→ Prompt:
Find each line with the string "that" and copy it.

◆ ◆ ◆ ◆

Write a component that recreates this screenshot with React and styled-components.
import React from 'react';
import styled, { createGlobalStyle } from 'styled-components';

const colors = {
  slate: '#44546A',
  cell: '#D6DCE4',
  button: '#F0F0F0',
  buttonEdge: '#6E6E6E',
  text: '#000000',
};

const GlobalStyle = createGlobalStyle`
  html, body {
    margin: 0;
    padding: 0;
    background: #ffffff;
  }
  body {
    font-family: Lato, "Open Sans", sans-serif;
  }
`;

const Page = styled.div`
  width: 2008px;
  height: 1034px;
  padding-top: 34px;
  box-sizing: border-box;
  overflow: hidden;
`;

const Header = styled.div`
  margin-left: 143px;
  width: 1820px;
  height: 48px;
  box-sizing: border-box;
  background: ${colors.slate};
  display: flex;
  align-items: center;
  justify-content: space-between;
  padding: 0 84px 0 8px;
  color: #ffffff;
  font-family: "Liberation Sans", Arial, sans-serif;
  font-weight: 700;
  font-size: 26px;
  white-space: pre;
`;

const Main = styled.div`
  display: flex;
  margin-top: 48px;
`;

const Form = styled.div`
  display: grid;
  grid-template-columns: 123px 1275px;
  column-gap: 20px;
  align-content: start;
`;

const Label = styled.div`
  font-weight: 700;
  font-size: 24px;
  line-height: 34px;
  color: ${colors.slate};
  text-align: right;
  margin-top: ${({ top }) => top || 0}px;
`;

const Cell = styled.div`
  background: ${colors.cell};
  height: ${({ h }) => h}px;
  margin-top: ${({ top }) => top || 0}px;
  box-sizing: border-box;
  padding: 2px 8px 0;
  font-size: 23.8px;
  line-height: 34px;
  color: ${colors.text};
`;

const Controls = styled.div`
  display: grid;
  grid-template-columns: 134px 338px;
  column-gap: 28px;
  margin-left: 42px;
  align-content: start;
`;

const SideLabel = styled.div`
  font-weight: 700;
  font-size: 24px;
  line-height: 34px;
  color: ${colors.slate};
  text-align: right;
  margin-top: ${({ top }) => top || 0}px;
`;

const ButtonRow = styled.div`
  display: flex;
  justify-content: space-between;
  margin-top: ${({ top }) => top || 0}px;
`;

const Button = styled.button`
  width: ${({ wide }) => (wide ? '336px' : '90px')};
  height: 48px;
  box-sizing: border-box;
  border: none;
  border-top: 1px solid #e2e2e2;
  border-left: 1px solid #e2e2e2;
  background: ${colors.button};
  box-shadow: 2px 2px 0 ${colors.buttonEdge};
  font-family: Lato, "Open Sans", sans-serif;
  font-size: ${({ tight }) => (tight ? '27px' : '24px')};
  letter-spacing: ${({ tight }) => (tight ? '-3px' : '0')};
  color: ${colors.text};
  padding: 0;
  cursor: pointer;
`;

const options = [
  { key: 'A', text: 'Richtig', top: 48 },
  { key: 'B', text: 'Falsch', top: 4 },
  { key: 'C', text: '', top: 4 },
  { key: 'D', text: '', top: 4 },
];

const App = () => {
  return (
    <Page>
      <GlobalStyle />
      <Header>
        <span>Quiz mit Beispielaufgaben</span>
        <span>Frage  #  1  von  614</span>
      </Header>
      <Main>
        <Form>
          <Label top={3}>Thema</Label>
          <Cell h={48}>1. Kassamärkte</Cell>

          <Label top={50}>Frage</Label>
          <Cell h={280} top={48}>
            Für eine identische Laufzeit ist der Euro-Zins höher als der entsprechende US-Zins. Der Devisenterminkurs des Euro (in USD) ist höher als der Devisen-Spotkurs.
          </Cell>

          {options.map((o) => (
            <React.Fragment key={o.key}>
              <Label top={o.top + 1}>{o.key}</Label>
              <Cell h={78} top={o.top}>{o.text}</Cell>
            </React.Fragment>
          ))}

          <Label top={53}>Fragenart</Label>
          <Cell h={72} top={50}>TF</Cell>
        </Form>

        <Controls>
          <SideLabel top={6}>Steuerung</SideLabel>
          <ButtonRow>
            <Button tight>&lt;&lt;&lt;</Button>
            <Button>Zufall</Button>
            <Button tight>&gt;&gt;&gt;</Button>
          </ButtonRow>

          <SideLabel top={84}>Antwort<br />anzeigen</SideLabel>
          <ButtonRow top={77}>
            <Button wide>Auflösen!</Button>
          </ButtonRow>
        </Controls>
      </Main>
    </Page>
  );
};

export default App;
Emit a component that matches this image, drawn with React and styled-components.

◆ ◆ ◆ ◆

→ Task response:
Write a component that recreates this screenshot with React and styled-components.
Emit a component that matches this image, drawn with React and styled-components.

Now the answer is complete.